GIVEN DATA:
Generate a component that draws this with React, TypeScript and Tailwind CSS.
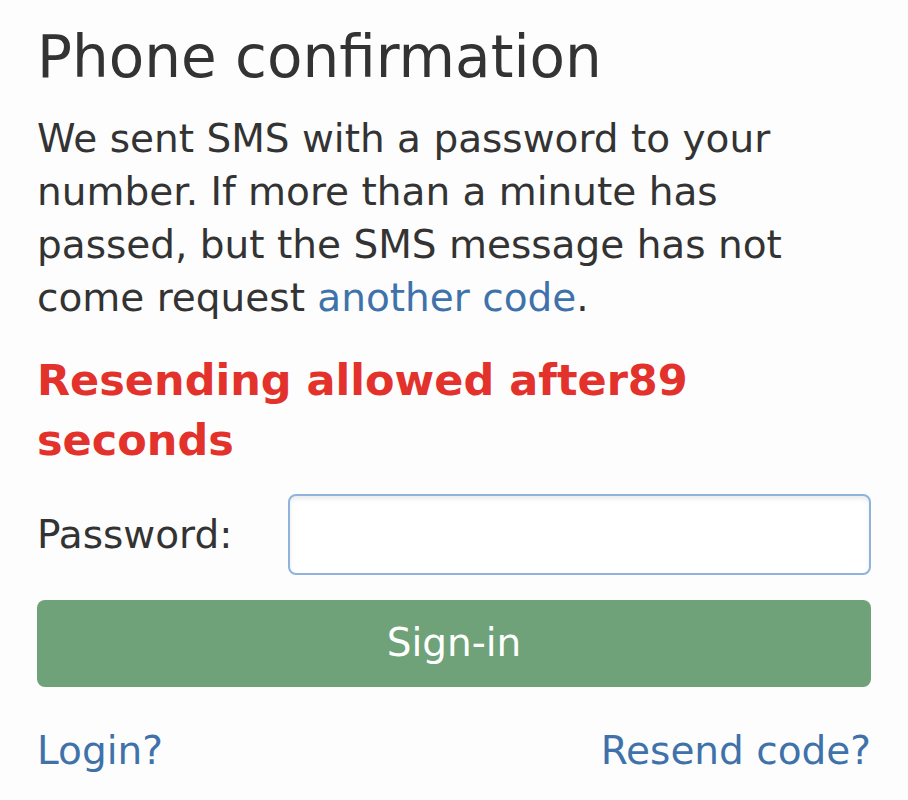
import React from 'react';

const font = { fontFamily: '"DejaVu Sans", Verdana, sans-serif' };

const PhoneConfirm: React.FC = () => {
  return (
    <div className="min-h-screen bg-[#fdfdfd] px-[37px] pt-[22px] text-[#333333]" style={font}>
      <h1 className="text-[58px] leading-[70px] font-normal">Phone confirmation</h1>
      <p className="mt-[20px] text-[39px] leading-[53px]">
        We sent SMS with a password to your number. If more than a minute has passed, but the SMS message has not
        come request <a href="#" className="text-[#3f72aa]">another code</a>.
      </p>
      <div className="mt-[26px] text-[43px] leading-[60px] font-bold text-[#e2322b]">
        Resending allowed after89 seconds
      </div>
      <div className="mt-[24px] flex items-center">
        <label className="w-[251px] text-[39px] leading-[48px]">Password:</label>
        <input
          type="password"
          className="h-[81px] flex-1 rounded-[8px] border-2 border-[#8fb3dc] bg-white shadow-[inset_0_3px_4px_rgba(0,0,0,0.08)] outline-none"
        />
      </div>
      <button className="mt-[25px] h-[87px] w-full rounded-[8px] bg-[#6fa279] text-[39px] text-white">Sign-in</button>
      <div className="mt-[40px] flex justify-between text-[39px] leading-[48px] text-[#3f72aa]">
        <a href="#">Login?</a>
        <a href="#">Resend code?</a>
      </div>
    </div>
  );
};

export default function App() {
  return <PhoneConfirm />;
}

EXERCISE INSTRUCTIONS:
Exactly as written, return every line of the listing, but not the pictures.

THE SOLUTION:
Generate a component that draws this with React, TypeScript and Tailwind CSS.
import React from 'react';

const font = { fontFamily: '"DejaVu Sans", Verdana, sans-serif' };

const PhoneConfirm: React.FC = () => {
  return (
    <div className="min-h-screen bg-[#fdfdfd] px-[37px] pt-[22px] text-[#333333]" style={font}>
      <h1 className="text-[58px] leading-[70px] font-normal">Phone confirmation</h1>
      <p className="mt-[20px] text-[39px] leading-[53px]">
        We sent SMS with a password to your number. If more than a minute has passed, but the SMS message has not
        come request <a href="#" className="text-[#3f72aa]">another code</a>.
      </p>
      <div className="mt-[26px] text-[43px] leading-[60px] font-bold text-[#e2322b]">
        Resending allowed after89 seconds
      </div>
      <div className="mt-[24px] flex items-center">
        <label className="w-[251px] text-[39px] leading-[48px]">Password:</label>
        <input
          type="password"
          className="h-[81px] flex-1 rounded-[8px] border-2 border-[#8fb3dc] bg-white shadow-[inset_0_3px_4px_rgba(0,0,0,0.08)] outline-none"
        />
      </div>
      <button className="mt-[25px] h-[87px] w-full rounded-[8px] bg-[#6fa279] text-[39px] text-white">Sign-in</button>
      <div className="mt-[40px] flex justify-between text-[39px] leading-[48px] text-[#3f72aa]">
        <a href="#">Login?</a>
        <a href="#">Resend code?</a>
      </div>
    </div>
  );
};

export default function App() {
  return <PhoneConfirm />;
}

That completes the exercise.